Rohingya refugees who fled persecution in Myanmar are set to testify in court for the first time Tuesday as they seek a full judicial investigation into crimes committed against them.
A military campaign in Myanmar in 2017 is believed to have killed thousands and forced some 750,000 members of the Muslim minority to flee to refugee camps in Bangladesh, bringing accounts of rape, murder and arson.
The witnesses will testify remotely to a court in Argentina, which is considering invoking the principle of "universal jurisdiction" to bring a case against Myanmar's leaders for genocide and crimes against humanity.
The legal premise holds that some acts – including war crimes and crimes against humanity – are so horrific they are not specific to one nation and can be tried anywhere.
Argentina's courts have taken up other universal jurisdiction cases in the past, including in relation to ex-dictator Francisco Franco's rule in Spain and the Falun Gong movement in China.
Proceedings against Myanmar and its leaders are already underway at the International Criminal Court (ICC) and the U.N.'s International Court of Justice (ICJ).

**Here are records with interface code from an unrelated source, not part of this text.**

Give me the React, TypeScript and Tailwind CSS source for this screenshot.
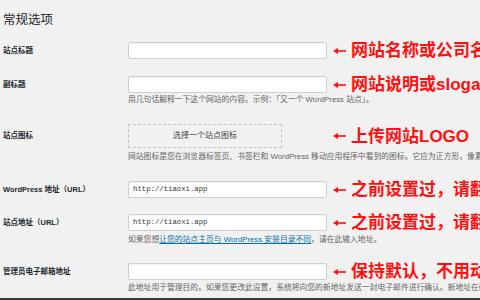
import React from 'react';

const cjk = { fontFamily: '"Liberation Sans", "Noto Sans CJK SC", sans-serif' };
const mono = { fontFamily: '"Liberation Mono", monospace' };

const Arrow: React.FC = () => (
  <svg width="13" height="8" viewBox="0 0 13 8" className="shrink-0">
    <polygon points="0,4 5,1 5,7" fill="#ff1010" />
    <line x1="4" y1="4" x2="13" y2="4" stroke="#ff1010" strokeWidth="1.6" />
  </svg>
);

const Note: React.FC<{ text: string }> = ({ text }) => (
  <div className="ml-[6px] flex items-center gap-[5px] whitespace-nowrap">
    <Arrow />
    <span className="text-[17px] leading-[17px] font-bold text-[#ff1010]">{text}</span>
  </div>
);

const Label: React.FC<{ children: React.ReactNode }> = ({ children }) => (
  <div className="w-[128px] shrink-0 pl-[3px] text-[7.5px] font-semibold text-[#23282d] whitespace-nowrap">
    {children}
  </div>
);

const Input: React.FC<{ value?: string }> = ({ value }) => (
  <div className="h-[17px] w-[199px] shrink-0 flex items-center rounded-[2px] border border-[#cfcfcf] bg-white px-[4px] shadow-[inset_0_1px_1px_rgba(0,0,0,0.05)]">
    {value && (
      <span className="text-[7.3px] text-[#32373c]" style={mono}>
        {value}
      </span>
    )}
  </div>
);

const Help: React.FC<{ children: React.ReactNode; className?: string }> = ({ children, className }) => (
  <p className={`ml-[128px] text-[7.8px] leading-[10px] text-[#666] whitespace-nowrap ${className ?? ''}`}>
    {children}
  </p>
);

const App: React.FC = () => {
  return (
    <div className="h-[300px] w-[480px] overflow-hidden bg-[#f1f1f1] flex flex-col" style={cjk}>
      <h1 className="pt-[12px] pl-[3px] text-[12.5px] leading-[16px] font-normal text-[#23282d]">常规选项</h1>

      <div className="mt-[14px] flex items-center">
        <Label>站点标题</Label>
        <Input />
        <Note text="网站名称或公司名称" />
      </div>

      <div className="mt-[17px] flex items-center">
        <Label>副标题</Label>
        <Input />
        <Note text="网站说明或slogan" />
      </div>
      <Help className="mt-[2px]">用几句话解释一下这个网站的内容。示例：「又一个 WordPress 站点」。</Help>

      <div className="mt-[19px] flex items-center">
        <Label>站点图标</Label>
        <div className="h-[24px] w-[154px] shrink-0 flex items-center justify-center border border-dashed border-[#c3c3c3] text-[8px] text-[#444]">
          选择一个站点图标
        </div>
        <div className="ml-[45px]">
          <Note text="上传网站LOGO" />
        </div>
      </div>
      <Help className="mt-[4px]">
        网站图标是您在浏览器标签页、书签栏和 WordPress 移动应用程序中看到的图标。它应为正方形，像素至少为 512 × 512。
      </Help>

      <div className="mt-[19px] flex items-center">
        <Label>WordPress 地址（URL）</Label>
        <Input value="http://tiaoxi.app" />
        <Note text="之前设置过，请翻看" />
      </div>

      <div className="mt-[16px] flex items-center">
        <Label>站点地址（URL）</Label>
        <Input value="http://tiaoxi.app" />
        <Note text="之前设置过，请翻看" />
      </div>
      <Help className="mt-[4px]">
        如果您想<a className="text-[#0073aa] underline">让您的站点主页与 WordPress 安装目录不同</a>，请在此输入地址。
      </Help>

      <div className="mt-[18px] flex items-center">
        <Label>管理员电子邮箱地址</Label>
        <Input />
        <Note text="保持默认，不用动" />
      </div>
      <Help className="mt-[3px]">
        此地址用于管理目的。如果您更改此设置，系统将向您的新地址发送一封电子邮件进行确认。新地址在确认之前不会生效。
      </Help>

      <div className="mt-auto h-[2px] bg-[#3a3a3a]" />
    </div>
  );
};

export default App;
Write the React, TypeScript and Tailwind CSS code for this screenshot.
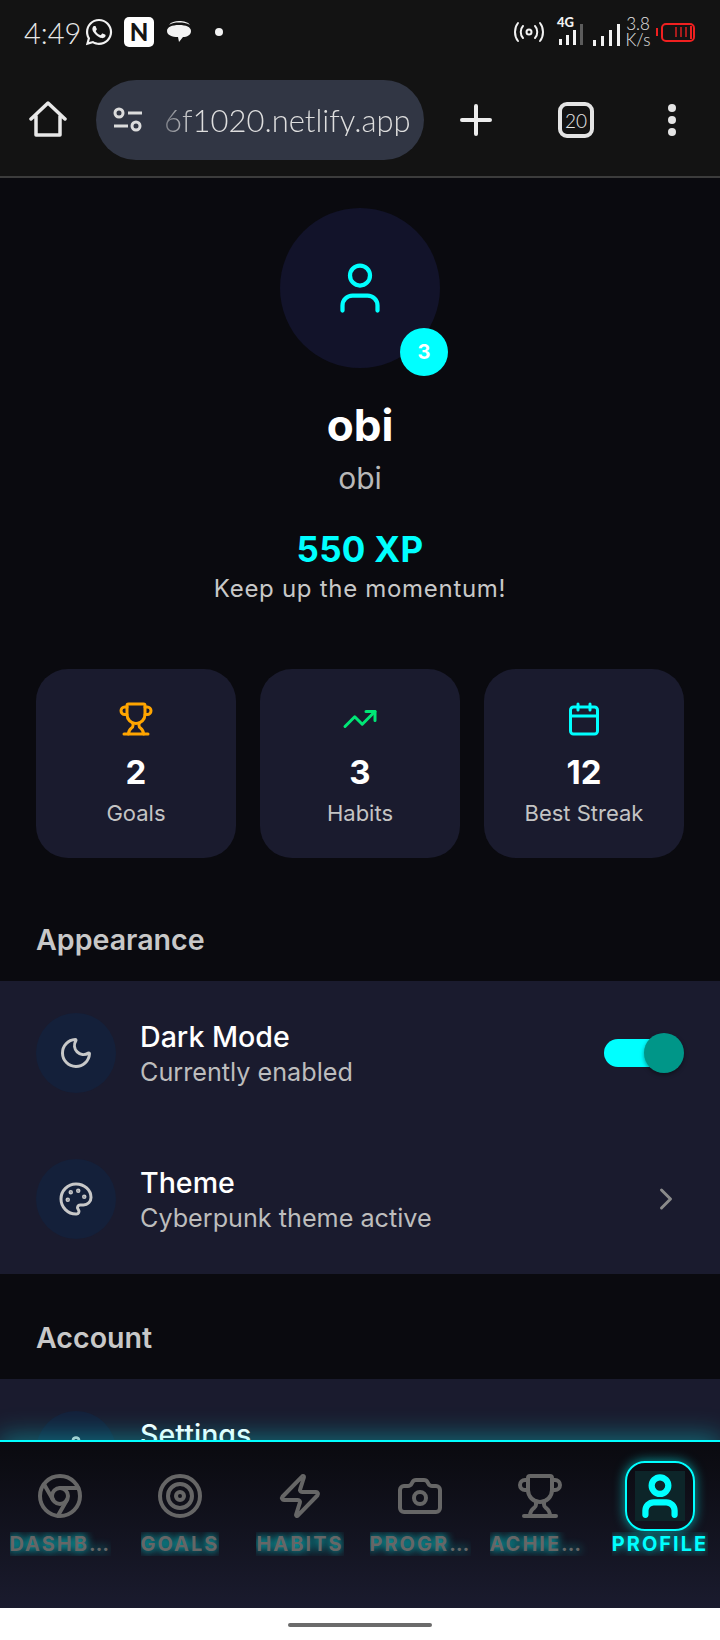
import { Calendar, Camera, ChevronRight, Chrome, Moon, Palette, Settings, Target, TrendingUp, Trophy, User, Zap } from "lucide-react"
import { FaWhatsapp } from "react-icons/fa"
import type { ReactNode } from "react"

const NAV_ITEMS = [
  { label: "Dashboard", icon: Chrome },
  { label: "Goals", icon: Target },
  { label: "Habits", icon: Zap },
  { label: "Progress", icon: Camera },
  { label: "Achievements", icon: Trophy },
  { label: "Profile", icon: User, active: true },
]

function StatusBar() {
  return (
    <div className="flex h-[64px] items-center pl-6 pr-[25px] font-['Lato',sans-serif]">
      <span className="w-[58px] text-[29px] font-light leading-none text-[#e8e8e8]">4:49</span>
      <FaWhatsapp size={30} className="ml-[2px] text-[#f2f2f2]" />
      {/* notification icons */}
      <span className="ml-[10px] flex h-[30px] w-[30px] items-center justify-center rounded-[5px] bg-white text-[24px] font-black leading-none text-[#151515]">
        N
      </span>
      <svg width="26" height="24" viewBox="0 0 26 24" className="ml-[12px]" fill="#f2f2f2">
        <path d="M3 5C5 2 9 1 13 1c5 0 9 1 11 4-3-2-7-2.500-11-2.500S6 3 3 5z" />
        <path d="M1 11c0-4 5-6 12-6s12 2 12 6c0 4-4 6-8 6l-4 5-1-5C6 17 1 15 1 11z" />
      </svg>
      <span className="ml-[23px] h-2 w-2 rounded-full bg-[#f2f2f2]" />
      <div className="flex-1" />
      {/* hotspot */}
      <svg width="30" height="22" viewBox="0 0 30 22" fill="none" stroke="#f2f2f2" strokeWidth="2" strokeLinecap="round">
        <circle cx="15" cy="11" r="2.500" />
        <path d="M9 5c-3 3-3 9 0 12M21 5c3 3 3 9 0 12M4 2c-4 5-4 13 0 18M26 2c4 5 4 13 0 18" />
      </svg>
      <div className="relative ml-[13px] h-[28px] w-[28px]">
        <span className="absolute -top-[2px] left-0 text-[13px] font-black leading-none text-[#f2f2f2]">4G</span>
        <svg width="28" height="28" viewBox="0 0 28 28" fill="#f2f2f2">
          <rect x="2" y="21" width="3" height="6" />
          <rect x="9" y="17" width="3" height="10" />
          <rect x="16" y="12" width="3" height="15" />
          <rect x="23" y="6" width="3" height="21" fill="#5c5c5c" />
        </svg>
      </div>
      <svg width="28" height="22" viewBox="0 0 28 22" fill="#f2f2f2" className="ml-[7px] mt-[5px]">
        <rect x="1" y="16" width="3" height="6" />
        <rect x="9" y="12" width="3" height="10" />
        <rect x="17" y="6" width="3" height="16" />
        <rect x="25" y="0" width="3" height="22" />
      </svg>
      <div className="ml-[5px] flex w-[26px] flex-col items-center text-[17px] font-light leading-[16px] text-[#e4e4e4]">
        <span>3.8</span>
        <span>K/s</span>
      </div>
      <div className="ml-[5px] flex items-center">
        <span className="h-[8px] w-[2px] bg-[#f02020]" />
        <div className="ml-[3px] flex h-[19px] w-[34px] items-center justify-end gap-[3px] rounded-[5px] border-2 border-[#f02020] pr-[1px]">
          <span className="h-[10px] w-[2px] bg-[#a81c1c]" />
          <span className="h-[10px] w-[2px] bg-[#a81c1c]" />
          <span className="h-[10px] w-[2px] bg-[#a81c1c]" />
          <span className="h-[13px] w-[2px] bg-[#f02020]" />
        </div>
      </div>
    </div>
  )
}

function Toolbar() {
  return (
    <div className="flex h-[114px] items-start border-b-2 border-[#3c3c3c] pt-4 font-['Lato',sans-serif]">
      <div className="flex h-[80px] w-[96px] items-center justify-center">
        <svg width="38" height="38" viewBox="0 0 38 38" fill="none" stroke="#e8e8e8" strokeWidth="3.500" strokeLinejoin="round" strokeLinecap="round">
          <path d="M2 18L19 2l17 16M7 15v19h24V15" />
        </svg>
      </div>
      <div className="flex h-[80px] w-[328px] items-center rounded-[40px] bg-[#313644] pl-[17px]">
        <svg width="30" height="26" viewBox="0 0 30 26" fill="none" stroke="#dcdcdc" strokeWidth="3" className="shrink-0">
          <circle cx="6" cy="6" r="4" />
          <path d="M15 6h14M1 19h14" />
          <circle cx="23" cy="19" r="4" />
        </svg>
        <span className="ml-[21px] overflow-hidden whitespace-nowrap text-[31px] font-light leading-none text-[#dedede] [mask-image:linear-gradient(to_right,rgba(0,0,0,0.4),black_32px)]">
          6f1020.netlify.app
        </span>
      </div>
      <div className="flex h-[80px] w-[104px] items-center justify-center">
        <svg width="32" height="32" viewBox="0 0 32 32" stroke="#ececec" strokeWidth="4" strokeLinecap="round">
          <path d="M16 2v28M2 16h28" />
        </svg>
      </div>
      <div className="flex h-[80px] w-[96px] items-center justify-center">
        <span className="flex h-[36px] w-[36px] items-center justify-center rounded-[9px] border-4 border-[#e4e4e4] text-[19px] font-light leading-none text-[#e8e8e8]">
          20
        </span>
      </div>
      <div className="flex h-[80px] flex-1 flex-col items-center justify-center gap-1">
        <span className="h-2 w-2 rounded-full bg-[#e4e4e4]" />
        <span className="h-2 w-2 rounded-full bg-[#e4e4e4]" />
        <span className="h-2 w-2 rounded-full bg-[#e4e4e4]" />
      </div>
    </div>
  )
}

function StatCard({ icon, value, label }: { icon: ReactNode; value: string; label: string }) {
  return (
    <div className="flex h-[189px] flex-col items-center rounded-[32px] bg-[#1a1b2e] pt-[32px]">
      {icon}
      <div className="mt-[15px] text-[33px] font-bold leading-[40px] text-white">{value}</div>
      <div className="mt-[8px] text-[22px] leading-[26px] text-[#c4c4c4]">{label}</div>
    </div>
  )
}

function SettingRow({ icon, title, subtitle, trailing }: { icon: ReactNode; title: string; subtitle: string; trailing?: ReactNode }) {
  return (
    <div className="mb-[2px] flex items-center px-9 py-8">
      <div className="flex h-20 w-20 shrink-0 items-center justify-center rounded-full bg-[#14203a] text-[#c8c8c8]">{icon}</div>
      <div className="ml-6 flex-1 pt-[2px]">
        <div className="text-[28.600px] font-medium leading-[37px] text-white">{title}</div>
        <div className="text-[25.200px] leading-[35px] text-[#bdbdbd]">{subtitle}</div>
      </div>
      {trailing}
    </div>
  )
}

function BottomNav() {
  return (
    <div className="relative grid h-[168px] grid-cols-6 border-t-2 border-[#00ffff] bg-gradient-to-b from-[#0a0a0f] to-[#1a1b2e] pt-[19px] shadow-[0_-4px_24px_rgba(0,255,255,0.35)]">
      {NAV_ITEMS.map(({ label, icon: Icon, active }) => (
        <div key={label} className="flex min-w-0 flex-col items-center">
          <div
            className={
              "flex h-[70px] w-[70px] items-center justify-center rounded-[20px] " +
              (active ? "border-2 border-[#00ffff] text-[#00ffff] shadow-[0_0_12px_rgba(0,255,255,0.6)]" : "text-[#666666]")
            }
          >
            {active ? (
              <div className="flex h-[50px] w-[50px] items-center justify-center bg-[#0d2529]">
                <Icon size={50} strokeWidth={3} />
              </div>
            ) : (
              <Icon size={48} strokeWidth={2} />
            )}
          </div>
          <div
            className={
              "mt-[1px] max-w-[101px] truncate text-[20px] font-bold uppercase leading-[24px] tracking-[2px] " +
              (active
                ? "text-[#00ffff] [text-shadow:0_0_8px_rgba(0,255,255,0.8)]"
                : "text-[#666666] [text-shadow:0_0_10px_#00ffff]")
            }
          >
            {label}
          </div>
        </div>
      ))}
    </div>
  )
}

export default function App() {
  return (
    <div className="flex h-[1640px] w-[720px] flex-col overflow-hidden bg-[#0a0a0f] font-['Inter',sans-serif]">
      <div className="shrink-0 bg-[#131313]">
        <StatusBar />
        <Toolbar />
      </div>

      <div className="min-h-0 flex-1 overflow-hidden">
        {/* Profile header */}
        <div className="flex flex-col items-center pt-[30px]">
          <div className="relative flex h-40 w-40 items-center justify-center rounded-full bg-[#12132a] text-[#00ffff]">
            <User size={60} strokeWidth={1.700} />
            <span className="absolute -bottom-2 -right-2 flex h-12 w-12 items-center justify-center rounded-full bg-[#00ffff] text-[20px] font-bold text-white">
              3
            </span>
          </div>
          <div className="mt-[32px] text-[44px] font-bold leading-[50px] text-white">obi</div>
          <div className="mt-[10px] text-[30px] leading-[36px] text-[#b8b8b8]">obi</div>
          <div className="mt-[31px] text-[35px] font-bold leading-[44px] tracking-[0.3px] text-[#00ffff]">550 XP</div>
          <div className="mt-[2px] text-[24px] leading-[32px] tracking-[0.7px] text-[#c8c8c8]">Keep up the momentum!</div>
        </div>

        {/* Stats */}
        <div className="mt-[64px] grid grid-cols-3 gap-6 px-9">
          <StatCard icon={<Trophy size={36} className="text-[#ffa500]" />} value="2" label="Goals" />
          <StatCard icon={<TrendingUp size={36} className="text-[#00e676]" />} value="3" label="Habits" />
          <StatCard icon={<Calendar size={36} className="text-[#00ffff]" />} value="12" label="Best Streak" />
        </div>

        {/* Appearance */}
        <div className="mt-[64px] px-9 text-[28.600px] font-semibold leading-[36px] text-[#c8c8c8]">Appearance</div>
        <div className="mt-[23px] bg-[#1a1b2e] pb-[1px]">
          <SettingRow
            icon={<Moon size={36} />}
            title="Dark Mode"
            subtitle="Currently enabled"
            trailing={
              <div className="relative mr-2 h-7 w-[72px] rounded-full bg-[#00ffff]">
                <span className="absolute -top-[6px] right-[-8px] h-10 w-10 rounded-full bg-[#009688] shadow-[0_2px_4px_rgba(0,0,0,0.4)]" />
              </div>
            }
          />
          <SettingRow
            icon={<Palette size={36} />}
            title="Theme"
            subtitle="Cyberpunk theme active"
            trailing={<ChevronRight size={36} className="text-[#8a8a8a]" />}
          />
        </div>

        {/* Account */}
        <div className="mt-[46px] px-9 text-[28.600px] font-semibold leading-[36px] text-[#c8c8c8]">Account</div>
        <div className="mt-[23px] bg-[#1a1b2e]">
          <SettingRow icon={<Settings size={32} />} title="Settings" subtitle="Preferences and privacy" />
        </div>
      </div>

      <BottomNav />

      <div className="relative flex h-8 shrink-0 items-center justify-center bg-white pt-[1px]">
        <span className="h-1 w-[144px] rounded-full bg-[#6b6b6b]" />
      </div>
    </div>
  )
}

But Tuesday's hearing "will be the first time ... that the Rohingya will have the opportunity to tell a court of all the atrocities they suffered," former U.N. Special Rapporteur on Myanmar Tomas Ojea told Agence France-Presse (AFP).
Five survivors of sexual violence will testify to the Federal Criminal Appeal Court in Buenos Aires remotely from refugee camps in Bangladesh, according to activist group Burmese Rohingya Organisation U.K.
"For decades, the Myanmar military has with impunity tried to wipe the Rohingya out as a people," said Tun Khin, president of the group, which petitioned the Argentine government to open the case.
"With Myanmar both unwilling and unable to investigate itself – especially since the coup – the international community must step in and support all justice efforts."
Myanmar denies committing genocide, justifying the 2017 operations as a means of rooting out Rohingya militants.
The Myanmar public was largely unsympathetic to the Rohingya's plight, while activists and journalists reporting on the issues faced vitriolic abuse online.
After the military was accused of genocide, civilian leader Aung San Suu Kyi traveled to The Hague to defend the generals at the U.N.'s top court.
Months later they deposed her in a coup.
The country has conceded some soldiers might have used "disproportionate" force in the 2017 crackdown but insists they will be investigated and prosecuted by Myanmar's criminal justice system.